Reply to post: Re: Benefit of the doubt? "Notas Badoff" might not be American?

'Nobody's got to use the internet,' argues idiot congressman in row over ISP privacy rules

VanguardG

Re: Benefit of the doubt? "Notas Badoff" might not be American?

Is there reputable evidence that there's been "selective disenfranchising"? The districts are redrawn every 10 years, when there's an official census. Whichever party is in power at that time can finagle the lines this way or that way as they choose - sometimes eliminating whole districts over HERE and creating a new one over HERE, stretching and contracting them in whatever manner they opt to use...its not the privilege of just one party. Simple fact - if you can change something every 10 years, do you actually think that, in any way, provides *ANY* advantage for more than may be one election, given the way neighborhoods change drastically in just half that time? What was halfway to a slum can be "gentrified" in only a year or two and suddenly be a hot spot for idiot money, with people moving from the formerly grande area over THERE to the new hotspot, Between 10 and 20 percent of Americans move to another home in another place each year...given the population, that's somewhere between 30 and 60 million every year. After just 2 or 3 years, a district that was once a bastion for this party can become very partisan the other way.
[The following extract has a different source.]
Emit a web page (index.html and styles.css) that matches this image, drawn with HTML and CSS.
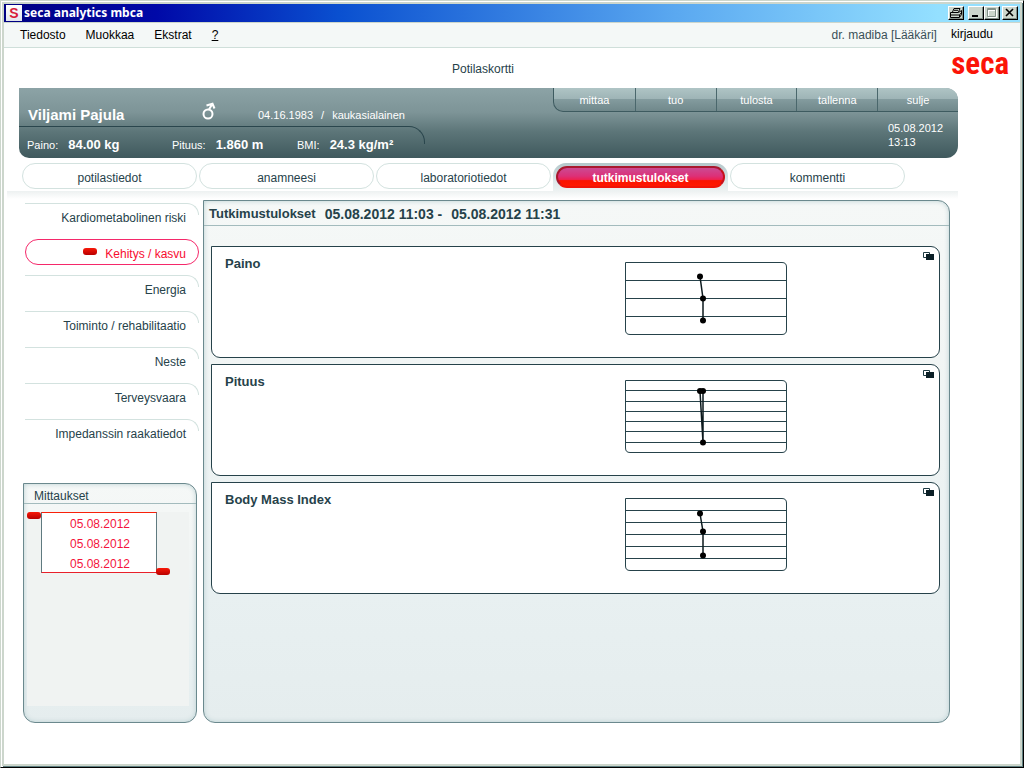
FILE: index.html
```html
<!DOCTYPE html>
<html lang="fi">
<head>
<meta charset="utf-8">
<title>seca analytics mbca</title>
<link rel="stylesheet" href="styles.css">
</head>
<body>
<div class="frame">
<div class="window">
  <header class="titlebar">
    <span class="app-icon">S</span>
    <h1 class="app-title">seca analytics mbca</h1>
    <div class="controls">
      <button class="control print" aria-label="Tulosta ikkuna"><svg width="14" height="12" viewBox="0 0 14 12"><path d="M3.500 5L5 1.500H11L9.500 5M1.500 5.500H9.500L12.500 3.500V7.500L10.500 10.500H1.500ZM1.500 8H10.500V10M10.500 8L12.500 5.500M5 3.300H9" fill="none" stroke="#000"/></svg></button>
      <button class="control" aria-label="Pienennä"><svg width="12" height="10" viewBox="0 0 12 10"><path d="M2 8h6" stroke="#000" stroke-width="2"/></svg></button>
      <button class="control" aria-label="Suurenna"><svg width="12" height="10" viewBox="0 0 12 10"><path d="M2.500 1.500h8v8h-8zM2 2.500h9" fill="none" stroke="#fff"/><path d="M1.500 .5h8v8h-8zM1 1.500h9" fill="none" stroke="#829088"/></svg></button>
      <button class="control close" aria-label="Sulje ikkuna"><svg width="12" height="10" viewBox="0 0 12 10"><path d="M2 1l7 7M9 1l-7 7" stroke="#000" stroke-width="1.600"/></svg></button>
    </div>
  </header>

  <nav class="menubar">
    <a href="#">Tiedosto</a>
    <a href="#">Muokkaa</a>
    <a href="#">Ekstrat</a>
    <a href="#" class="help">?</a>
    <span class="user">dr. madiba [Lääkäri]</span>
    <a href="#" class="login">kirjaudu</a>
  </nav>

  <div class="masthead">
    <h2 class="page-title">Potilaskortti</h2>
    <div class="logo">seca</div>
  </div>

  <main class="workspace">
    <section class="patient">
      <div class="patient-info">
        <div class="identity">
          <strong class="name">Viljami Pajula</strong>
          <svg class="sex" width="14" height="18" viewBox="0 0 14 18" role="img" aria-label="mies"><g fill="none" stroke="#fff" stroke-width="2"><circle cx="6" cy="12" r="4.500"/><path d="M7 7.500L10 2.500M4.500 3.500L10.500 1.800L12.500 6.500"/></g></svg>
          <span class="birth"><span>04.16.1983</span><span>/</span><span>kaukasialainen</span></span>
        </div>
        <dl class="stats">
          <div><dt>Paino:</dt><dd>84.00 kg</dd></div>
          <div><dt>Pituus:</dt><dd>1.860 m</dd></div>
          <div><dt>BMI:</dt><dd>24.3 kg/m²</dd></div>
        </dl>
      </div>
      <div class="patient-side">
        <div class="actions">
          <button>mittaa</button>
          <button>tuo</button>
          <button>tulosta</button>
          <button>tallenna</button>
          <button>sulje</button>
        </div>
        <p class="clock">05.08.2012<br>13:13</p>
      </div>
    </section>

    <nav class="tabs">
      <a href="#">potilastiedot</a>
      <a href="#">anamneesi</a>
      <a href="#">laboratoriotiedot</a>
      <a href="#" class="current"><span>tutkimustulokset</span></a>
      <a href="#">kommentti</a>
    </nav>

    <div class="columns">
      <aside class="side">
        <nav class="topics">
          <a href="#">Kardiometabolinen riski</a>
          <a href="#" class="current"><i class="knob"></i>Kehitys / kasvu</a>
          <a href="#">Energia</a>
          <a href="#">Toiminto / rehabilitaatio</a>
          <a href="#">Neste</a>
          <a href="#">Terveysvaara</a>
          <a href="#">Impedanssin raakatiedot</a>
        </nav>
        <section class="panel measurements">
          <h3>Mittaukset</h3>
          <div class="dates">
            <ul>
              <li>05.08.2012</li>
              <li>05.08.2012</li>
              <li>05.08.2012</li>
            </ul>
            <i class="knob from"></i>
            <i class="knob to"></i>
          </div>
        </section>
      </aside>

      <section class="panel results">
        <h3><span>Tutkimustulokset</span><span class="period">05.08.2012 11:03 -</span><span class="period">05.08.2012 11:31</span></h3>
        <div class="cards">
          <article class="card">
            <h4>Paino</h4>
            <svg class="chart" width="162" height="73" viewBox="0 0 162 73">
              <path class="grid" d="M.5 .5H157Q161.500 .5 161.500 5V68Q161.500 72.500 157 72.500H5Q.5 72.500 .5 68ZM0 18.500H162M0 36.500H162M0 54.500H162"/>
              <path class="trend" d="M75 14.500L78 36.500V58.500"/>
              <circle cx="75" cy="14.500" r="3"/><circle cx="78" cy="36.500" r="3"/><circle cx="78" cy="58.500" r="3"/>
            </svg>
            <button class="expand" aria-label="Avaa Paino"><svg width="11" height="8" viewBox="0 0 11 8"><path d="M.5 .5h6v5h-6z" fill="#fff" stroke="#1d3a42"/><path d="M3 2h8v6H3z" fill="#0b1f26"/></svg></button>
          </article>
          <article class="card">
            <h4>Pituus</h4>
            <svg class="chart" width="162" height="73" viewBox="0 0 162 73">
              <path class="grid" d="M.5 .5H157Q161.500 .5 161.500 5V68Q161.500 72.500 157 72.500H5Q.5 72.500 .5 68ZM0 10.500H162M0 21.500H162M0 31.500H162M0 41.500H162M0 51.500H162M0 62.500H162"/>
              <path class="trend" d="M75 11.500L78 62.500V11.500"/>
              <circle cx="75" cy="11" r="3"/><circle cx="78" cy="11" r="3"/><circle cx="78" cy="62.500" r="3"/>
            </svg>
            <button class="expand" aria-label="Avaa Pituus"><svg width="11" height="8" viewBox="0 0 11 8"><path d="M.5 .5h6v5h-6z" fill="#fff" stroke="#1d3a42"/><path d="M3 2h8v6H3z" fill="#0b1f26"/></svg></button>
          </article>
          <article class="card">
            <h4>Body Mass Index</h4>
            <svg class="chart" width="162" height="73" viewBox="0 0 162 73">
              <path class="grid" d="M.5 .5H157Q161.500 .5 161.500 5V68Q161.500 72.500 157 72.500H5Q.5 72.500 .5 68ZM0 12.500H162M0 24.500H162M0 36.500H162M0 48.500H162M0 60.500H162"/>
              <path class="trend" d="M75 15.500L78 33.500V57.500"/>
              <circle cx="75" cy="15.500" r="3"/><circle cx="78" cy="33.500" r="3"/><circle cx="78" cy="57.500" r="3"/>
            </svg>
            <button class="expand" aria-label="Avaa Body Mass Index"><svg width="11" height="8" viewBox="0 0 11 8"><path d="M.5 .5h6v5h-6z" fill="#fff" stroke="#1d3a42"/><path d="M3 2h8v6H3z" fill="#0b1f26"/></svg></button>
          </article>
        </div>
      </section>
    </div>
  </main>
</div>
</div>
</body>
</html>
```
FILE: styles.css
```css
*, *::before { box-sizing: border-box; }
body, h1, h2, h3, h4, p, ul, dl, dd { margin: 0; padding: 0; }
ul { list-style: none; }
a { color: inherit; text-decoration: none; }
button { font: inherit; color: inherit; border: 0; padding: 0; background: none; }

body {
  font: 12px/16px "Liberation Sans", Arial, sans-serif;
  color: #26424a;
  background: #fff;
}

/* window frame */
.frame {
  min-height: 100vh;
  display: flex;
  border: 1px solid #ccd6cc;
  border-right-color: #000;
  border-bottom-color: #000;
}
.window {
  flex: 1;
  min-width: 0;
  display: flex;
  flex-direction: column;
  border: 2px solid #ccd6cc;
  margin: 1px;
  box-shadow: 1px 1px 0 #5f7f80;
}

.titlebar {
  display: flex;
  align-items: center;
  height: 18px;
  padding: 0 2px;
  background: linear-gradient(90deg, #000082 0, #0009a8 15%, #0a50d0 33%, #5aa8f0 66%, #94e0ff 92%);
}
.app-icon {
  width: 16px;
  height: 16px;
  font: bold 14px/16px "Liberation Sans", sans-serif;
  text-align: center;
  color: #d81e3c;
  background: linear-gradient(#fff, #e2e6ee);
}
.app-title {
  margin-left: 2px;
  font: bold 12px/16px "Noto Sans", sans-serif;
  color: #fff;
}
.controls { display: flex; margin-left: auto; }
.control {
  width: 16px;
  height: 14px;
  display: flex;
  align-items: center;
  justify-content: center;
  background: #ccd6cc;
  border: 1px solid;
  border-color: #fff #000 #000 #fff;
  box-shadow: inset -1px -1px 0 #829088;
}
.control.print { margin-right: 4px; }
.control.close { margin-left: 2px; }

.menubar {
  display: flex;
  align-items: center;
  gap: 20px;
  height: 26px;
  padding: 0 27px 0 16px;
  border-top: 1px solid #ccd6cc;
  border-bottom: 1px solid #cfdfda;
  background: #f4f8f7;
  color: #000;
}
.help { text-decoration: underline; }
.user { margin-left: auto; color: #3a5058; }
.login { margin: 0 0 3px -6px; }

.masthead {
  display: grid;
  grid-template-columns: 1fr 62px;
  height: 40px;
  padding-left: 4px;
}
.page-title {
  justify-self: center;
  align-self: center;
  padding-top: 2px;
  font: 12px/16px "Liberation Sans", sans-serif;
}
.logo {
  align-self: center;
  justify-self: end;
  margin: 0 11px 8px 0;
  font: bold 31px/32px "Liberation Sans Narrow", "Roboto Condensed", "Open Sans Condensed", sans-serif;
  color: #fb1408;
}

.workspace {
  flex: 1;
  display: flex;
  flex-direction: column;
  margin: 0 62px 41px 3px;
}

/* patient header */
.patient {
  display: flex;
  justify-content: space-between;
  height: 70px;
  margin-left: 12px;
  border-radius: 0 12px 12px 10px;
  background: linear-gradient(#8ca3a6 0, #7d9497 35%, #5d7679 62%, #3f595d 100%);
  color: #fff;
  font-size: 11px;
  overflow: hidden;
}
.patient-info { width: 406px; }
.identity {
  display: grid;
  grid-template-columns: 174px 56px 1fr;
  align-items: end;
  height: 38px;
  padding: 0 0 3px 9px;
}
.name { font-size: 15px; line-height: 16px; }
.sex { margin-bottom: 3px; }
.birth { display: flex; gap: 8px; }
.stats {
  position: relative;
  display: grid;
  grid-template-columns: 145px 125px 1fr;
  height: 32px;
  padding: 11px 0 0 8px;
}
.stats::before {
  content: "";
  position: absolute;
  inset: 0 0 auto 0;
  height: 18px;
  border-top: 1px solid #2a464d;
  border-right: 1px solid #2a464d;
  border-top-right-radius: 16px;
}
.stats div { display: flex; gap: 10px; }
.stats dd { font-size: 13px; font-weight: bold; }
.patient-side { width: 405px; }
.actions {
  display: grid;
  grid-template-columns: repeat(5, 1fr);
  height: 24px;
  border: solid #3e5b60;
  border-width: 0 0 1px 1px;
  border-bottom-left-radius: 10px;
  background: linear-gradient(#afc4c5 0, #9db3b5 50%, #839b9e 50%, #70888b 100%);
  overflow: hidden;
}
.actions button + button { border-left: 1px solid #4a676c; }
.clock { margin: 9px 0 0 335px; line-height: 14px; }

/* tabs */
.tabs {
  display: grid;
  grid-template-columns: repeat(5, 175px);
  gap: 2px;
  padding: 5px 0 2px 15px;
}
.tabs a {
  height: 26px;
  padding-top: 1px;
  border: 1px solid #d3e2df;
  border-radius: 13px;
  line-height: 26px;
  text-align: center;
}
.tabs .current {
  height: 28px;
  margin-bottom: -2px;
  padding: 3px 3px 2px;
  border: 0;
  border-radius: 13px 13px 0 0;
  background: linear-gradient(#b3c7ca, #dbe6e8 60%, #edf2f2);
  color: #fff;
  font-weight: bold;
}
.tabs .current span {
  display: block;
  height: 22px;
  border: 2px solid #a8182e;
  border-right-color: #c8101c;
  border-bottom-color: #f01408;
  border-radius: 12px;
  line-height: 20px;
  background: linear-gradient(#cc4a92 0, #dc3078 45%, #ee2050 65%, #fa1400 70%, #ff1800 100%);
}

.columns {
  flex: 1;
  display: grid;
  grid-template-columns: 176px minmax(0, 1fr);
  gap: 4px;
  padding: 9px 8px 0 16px;
  background: linear-gradient(#edf1f1, #fff 8px) no-repeat;
}
.side {
  display: flex;
  flex-direction: column;
  padding-top: 3px;
}
.topics {
  display: grid;
  gap: 10px;
  padding-left: 2px;
  margin-bottom: 38px;
}
.topics a {
  position: relative;
  height: 26px;
  padding: 7px 13px 0 0;
  text-align: right;
}
.topics a::before {
  content: "";
  position: absolute;
  inset: 0 0 auto 0;
  height: 12px;
  border: solid #d3e2df;
  border-width: 1px 1px 0 0;
  border-top-right-radius: 12px;
}
.topics .current { color: #f80c30; }
.topics .current::before {
  height: 26px;
  border: 1px solid #f5286a;
  border-radius: 13px;
}
.knob {
  display: inline-block;
  width: 14px;
  height: 7px;
  border-radius: 3px;
  background: linear-gradient(#f81808, #b80000);
}
.topics .knob { margin: 0 8px 3px 0; }

/* panels */
.panel {
  border: 1px solid #6b898e;
  border-radius: 0 12px 12px 12px;
  background: linear-gradient(#f5f8f7, #f3f6f5 20%, #e8f0f1 75%, #e5edee);
  box-shadow: inset 0 0 5px #b9cfd2;
}
.measurements {
  flex: 1;
  margin-right: 2px;
  display: flex;
  flex-direction: column;
}
.measurements h3 {
  height: 20px;
  padding: 4px 0 0 10px;
  border-bottom: 1px solid #a3bbbd;
  font: 12px/16px "Liberation Sans", sans-serif;
}
.dates {
  position: relative;
  flex: 1;
  margin: 8px 7px 16px 3px;
  padding: 0 32px 0 14px;
  background: #f0f3f2;
}
.dates ul {
  padding-left: 2px;
  border: 1px solid #5f7a80;
  border-top-color: #f8200a;
  border-bottom-color: #e8202a;
  background: #fff;
}
.dates li {
  height: 20px;
  line-height: 22px;
  text-align: center;
  color: #f4143c;
}
.dates li:last-child { height: 19px; }
.from { position: absolute; left: 0; top: 0; }
.to { position: absolute; right: 19px; top: 56px; }

.results h3 {
  display: flex;
  gap: 9px;
  height: 25px;
  padding: 5px 0 0 5px;
  border-bottom: 1px solid #a3bbbd;
  font: bold 13px/16px "Liberation Sans", sans-serif;
}
.period { font-size: 14px; }
.cards {
  display: grid;
  gap: 6px;
  padding: 20px 9px 0 7px;
}
.card {
  position: relative;
  display: flex;
  height: 112px;
  padding: 15px 152px 0 13px;
  border: 1px solid #26424a;
  border-radius: 0 9px 9px 9px;
  background: #fff;
}
.card h4 {
  flex: 1;
  margin-top: -6px;
  font: bold 13px/16px "Liberation Sans", sans-serif;
}
.grid { fill: none; stroke: #26424a; }
.trend { fill: none; stroke: #0c1a1e; stroke-width: 1.5; }
.expand {
  position: absolute;
  top: 5px;
  right: 5px;
  display: flex;
}
```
After 5 years, just halfway to the next census and next district drawing, the population can shift dramatically...and if the district includes apartment complexes, where people may be there and gone in only a year.

Thing is, if a district has, for round numbers, 20,000 people in it when its drawn up, five years later it might have 32,000 people and of those, only 5,000 were there five years ago. Any manipulation is outstripped by events so fast there's no point.